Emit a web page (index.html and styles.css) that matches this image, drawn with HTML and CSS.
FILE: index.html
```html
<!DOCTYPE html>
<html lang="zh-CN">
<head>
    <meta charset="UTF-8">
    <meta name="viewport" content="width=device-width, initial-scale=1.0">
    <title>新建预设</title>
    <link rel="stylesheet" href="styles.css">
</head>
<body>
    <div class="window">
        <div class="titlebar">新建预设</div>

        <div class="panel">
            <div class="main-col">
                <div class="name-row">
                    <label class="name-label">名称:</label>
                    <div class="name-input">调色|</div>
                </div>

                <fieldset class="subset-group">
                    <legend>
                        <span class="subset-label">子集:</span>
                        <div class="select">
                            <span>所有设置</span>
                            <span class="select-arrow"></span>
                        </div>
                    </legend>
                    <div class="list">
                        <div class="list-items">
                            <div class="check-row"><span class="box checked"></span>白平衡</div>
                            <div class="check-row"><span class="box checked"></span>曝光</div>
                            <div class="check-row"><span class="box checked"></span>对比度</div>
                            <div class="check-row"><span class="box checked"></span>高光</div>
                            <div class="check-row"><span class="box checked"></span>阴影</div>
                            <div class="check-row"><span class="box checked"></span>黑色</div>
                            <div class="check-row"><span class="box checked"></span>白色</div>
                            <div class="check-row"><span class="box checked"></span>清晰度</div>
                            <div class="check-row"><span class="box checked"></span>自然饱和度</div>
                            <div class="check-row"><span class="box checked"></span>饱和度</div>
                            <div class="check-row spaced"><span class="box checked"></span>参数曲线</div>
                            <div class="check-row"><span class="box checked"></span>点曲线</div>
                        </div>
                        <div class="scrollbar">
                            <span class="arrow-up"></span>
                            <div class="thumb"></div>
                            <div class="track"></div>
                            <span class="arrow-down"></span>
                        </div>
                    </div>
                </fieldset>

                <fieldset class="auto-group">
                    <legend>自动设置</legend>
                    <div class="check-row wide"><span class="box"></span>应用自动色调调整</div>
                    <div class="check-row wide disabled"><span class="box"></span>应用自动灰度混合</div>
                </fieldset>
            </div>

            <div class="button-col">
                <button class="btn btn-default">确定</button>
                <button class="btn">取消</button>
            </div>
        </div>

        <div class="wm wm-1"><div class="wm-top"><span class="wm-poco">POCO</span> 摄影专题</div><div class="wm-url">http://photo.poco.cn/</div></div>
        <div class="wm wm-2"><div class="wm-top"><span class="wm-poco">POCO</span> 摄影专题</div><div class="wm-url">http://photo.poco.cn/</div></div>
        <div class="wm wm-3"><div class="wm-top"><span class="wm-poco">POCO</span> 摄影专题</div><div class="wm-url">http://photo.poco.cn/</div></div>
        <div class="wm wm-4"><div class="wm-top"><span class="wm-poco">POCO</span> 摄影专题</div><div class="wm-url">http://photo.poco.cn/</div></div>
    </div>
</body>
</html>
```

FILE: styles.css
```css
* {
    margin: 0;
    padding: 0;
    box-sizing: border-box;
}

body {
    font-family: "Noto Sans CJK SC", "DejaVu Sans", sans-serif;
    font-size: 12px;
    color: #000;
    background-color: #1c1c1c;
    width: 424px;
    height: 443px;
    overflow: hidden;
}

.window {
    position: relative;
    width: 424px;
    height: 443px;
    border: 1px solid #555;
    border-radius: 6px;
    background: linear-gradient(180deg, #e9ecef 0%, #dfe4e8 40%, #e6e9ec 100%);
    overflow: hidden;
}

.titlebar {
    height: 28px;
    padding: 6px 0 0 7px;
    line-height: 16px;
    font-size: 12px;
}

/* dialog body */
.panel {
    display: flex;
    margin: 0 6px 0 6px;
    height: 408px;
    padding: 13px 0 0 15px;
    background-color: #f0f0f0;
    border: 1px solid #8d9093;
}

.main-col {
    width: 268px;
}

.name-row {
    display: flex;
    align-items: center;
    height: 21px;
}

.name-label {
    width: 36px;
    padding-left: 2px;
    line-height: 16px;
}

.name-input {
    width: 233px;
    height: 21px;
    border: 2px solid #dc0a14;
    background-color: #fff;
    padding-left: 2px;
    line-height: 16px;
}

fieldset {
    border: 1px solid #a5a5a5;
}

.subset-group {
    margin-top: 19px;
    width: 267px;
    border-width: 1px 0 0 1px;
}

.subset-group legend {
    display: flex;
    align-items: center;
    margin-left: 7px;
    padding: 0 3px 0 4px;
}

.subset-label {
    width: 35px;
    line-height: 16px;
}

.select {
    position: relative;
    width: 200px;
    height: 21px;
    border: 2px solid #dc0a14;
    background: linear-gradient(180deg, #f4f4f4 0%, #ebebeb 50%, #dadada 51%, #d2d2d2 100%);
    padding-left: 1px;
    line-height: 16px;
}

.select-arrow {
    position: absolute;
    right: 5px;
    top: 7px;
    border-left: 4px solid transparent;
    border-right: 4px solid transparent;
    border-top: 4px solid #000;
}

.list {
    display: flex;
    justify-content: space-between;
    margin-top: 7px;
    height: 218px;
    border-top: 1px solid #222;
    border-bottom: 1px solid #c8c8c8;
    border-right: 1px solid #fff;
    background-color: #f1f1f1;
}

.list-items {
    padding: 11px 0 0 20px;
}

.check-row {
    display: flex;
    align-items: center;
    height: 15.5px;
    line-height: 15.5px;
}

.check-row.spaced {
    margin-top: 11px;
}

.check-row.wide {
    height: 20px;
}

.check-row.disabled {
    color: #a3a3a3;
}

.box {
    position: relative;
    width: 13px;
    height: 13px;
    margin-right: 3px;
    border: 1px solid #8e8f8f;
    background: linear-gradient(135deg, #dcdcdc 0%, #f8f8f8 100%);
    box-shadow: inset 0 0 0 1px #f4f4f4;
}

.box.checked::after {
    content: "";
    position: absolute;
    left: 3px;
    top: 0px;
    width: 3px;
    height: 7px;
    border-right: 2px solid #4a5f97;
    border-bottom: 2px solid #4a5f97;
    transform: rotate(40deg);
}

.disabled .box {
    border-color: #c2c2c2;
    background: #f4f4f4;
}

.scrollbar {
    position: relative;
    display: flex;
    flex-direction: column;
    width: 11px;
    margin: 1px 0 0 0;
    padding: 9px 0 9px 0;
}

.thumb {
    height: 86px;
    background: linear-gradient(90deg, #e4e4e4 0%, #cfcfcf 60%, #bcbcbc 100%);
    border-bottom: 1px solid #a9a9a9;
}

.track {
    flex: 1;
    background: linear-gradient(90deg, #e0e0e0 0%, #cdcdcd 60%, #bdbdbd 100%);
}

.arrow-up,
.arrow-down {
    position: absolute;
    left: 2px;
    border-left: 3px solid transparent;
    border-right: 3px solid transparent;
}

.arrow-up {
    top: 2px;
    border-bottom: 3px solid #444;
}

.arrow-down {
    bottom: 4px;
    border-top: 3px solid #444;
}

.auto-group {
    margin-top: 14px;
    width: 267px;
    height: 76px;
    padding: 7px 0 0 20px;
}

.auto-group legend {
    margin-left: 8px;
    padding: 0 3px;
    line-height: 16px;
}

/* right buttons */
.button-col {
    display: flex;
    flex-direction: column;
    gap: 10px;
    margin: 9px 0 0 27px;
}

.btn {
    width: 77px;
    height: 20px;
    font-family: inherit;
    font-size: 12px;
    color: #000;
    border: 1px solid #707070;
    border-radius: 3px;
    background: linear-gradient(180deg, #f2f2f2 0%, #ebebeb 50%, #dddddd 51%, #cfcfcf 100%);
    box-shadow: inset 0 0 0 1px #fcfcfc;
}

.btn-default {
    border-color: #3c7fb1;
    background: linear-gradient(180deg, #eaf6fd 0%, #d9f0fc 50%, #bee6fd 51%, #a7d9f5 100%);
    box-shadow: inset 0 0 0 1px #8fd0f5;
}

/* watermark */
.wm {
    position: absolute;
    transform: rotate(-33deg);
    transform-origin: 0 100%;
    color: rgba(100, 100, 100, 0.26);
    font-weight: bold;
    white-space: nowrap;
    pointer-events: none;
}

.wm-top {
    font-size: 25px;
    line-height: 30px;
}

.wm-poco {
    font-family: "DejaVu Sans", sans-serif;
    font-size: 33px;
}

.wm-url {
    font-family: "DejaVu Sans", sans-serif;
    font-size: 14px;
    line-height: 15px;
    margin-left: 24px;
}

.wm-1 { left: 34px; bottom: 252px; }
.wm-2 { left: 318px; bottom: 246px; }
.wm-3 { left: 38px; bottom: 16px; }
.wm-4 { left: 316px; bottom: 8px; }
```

DESCRIPTION OF THE TASK — Search the lines for "styles". Copy each line that has it.

OUTPUT OF THE EXERCISE —
Emit a web page (index.html and styles.css) that matches this image, drawn with HTML and CSS.
    <link rel="stylesheet" href="styles.css">
FILE: styles.css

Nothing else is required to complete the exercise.